A wise man (aka President Franklin D. Roosevelt) once said, “The only thing we have to fear is fear itself ,” but I beg to differ. In fact, while living in Ukraine, I’ve learned that I have many things to fear, namely, ill-fitting pants and a mangled new hairstyle. (Both of those examples will be described in further detail in another post)
Recently, I eclipsed my 6th month in Ukraine and my third month at my new site, and although my language skills are on par with a 3 year old on my good days, the one aspect of communication I’ve mastered is “How much does that cost?” In fact, I can ask this question in both Ukrainian (the language I spent three months learning) AND Russian (the language that is favored in my town, but again, that’s for another post)
The outdoor bazaar is the most popular place to buy clothes and pretty much anything else you could ever need. In my town, I’m fortunate to have three sizable bazaars and two smaller ones.
The best way to understand a Ukrainian bazaar is for you to imagine a cross between your semi-annual neighborhood garage sale (to understand size and variety) and the vendors that like to set up on street corners in America to sell “Prada” purses (to understand the way things are sold). The result is an awesome and at times, thrilling array of goods. These products can come from almost any country such as China, Germany, Russia and others.
In Kremenchuk, the main bazaar is where I buy fresh meat and visit my newly befriended babushkas (this translates to grandmother, but really just means old Ukrainian women) for delicious fruits, vegetables and homemade jams. The second large bazaar is located on the banks of the Dniper River and is THE place to buy clothes, shoes and home furnishings. The third is near my apartment and could be thought of as the lovechild of the first two bazaars because it is smaller and has a little bit of everything.

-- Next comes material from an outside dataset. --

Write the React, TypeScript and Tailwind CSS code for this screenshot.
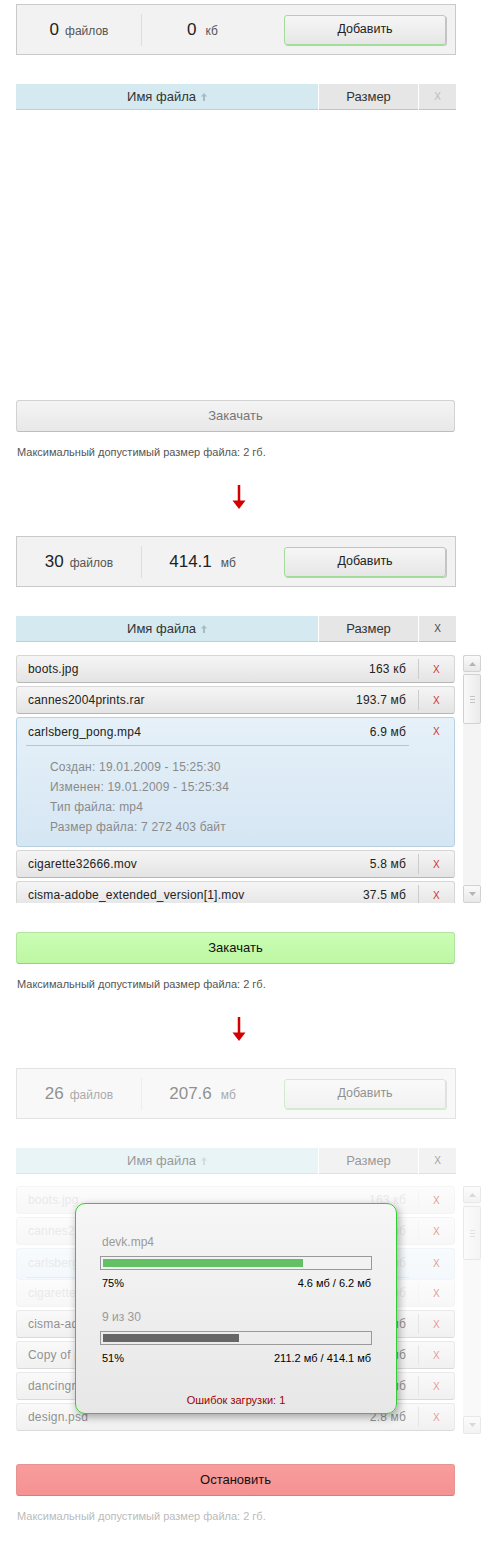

There are a few rules for bazaar shopping that I’ve learned, although apparently the learning curve is steep for me because I routinely break these unwritten bazaar-shopping laws.
- Don’t touch things unless there is a 75 percent chance that you will purchase the item. My very American tendency to absentmindedly touch clothes as I’m looking at them has forced me to run away from insistent saleswomen who keep telling me that the shirt is very beautiful and modern and perfect for me.
- Don’t ask to look at something if there is not a 95 percent chance that you will buy it. I was looking to buy a pitcher and asked, “May I look at this one?” The saleswoman interpreted that as, “I want to buy this” and demanded my money. Fortunately, I did want to buy that pitcher, but I’m not sure how I would have wriggled out of that one if I hadn’t.
- You can haggle prices, and in fact, they expect you to do this on some larger-ticket items. I accidentally negotiated the price for a pair of work pants. It happened because I hesitated after the saleswoman told me the price. Now, I only paused because numbers continue to be one of my biggest language problems, but the saleswoman assumed I was pausing because I was unhappy with the price. So about 5 minutes later, I had hesitated enough times that she had knocked 10 percent off the original price. A point for the foreigner, please.
- Make friends with the babas (the shortened version of babushka). I can’t imagine my Saturday morning bazaar trips without my friend, Valya. I always stop at her stall to buy tasty homemade jam and ikra (a delightful Ukrainian tomato-based sauce I use to sauté vegetables). We’ll chat about the weather and how we are feeling. She does her best to remember to speak Ukrainian to me, and I do my best just to speak. This is one of those instances when my big Midwestern smile gets a workout. Ukrainians often tell me to buy things only from people that I know and trust. I’ve long since stopped trying to explain that if I followed that rule, I would starve because I don’t actually know anyone here. But now that I’ve made some babushka friends, I start to understand their warning. When Valya is not at the bazaar and I’m forced to buy from another person, I just don’t feel the same level of comfort as I do when I buy from the people (correction – person) I know.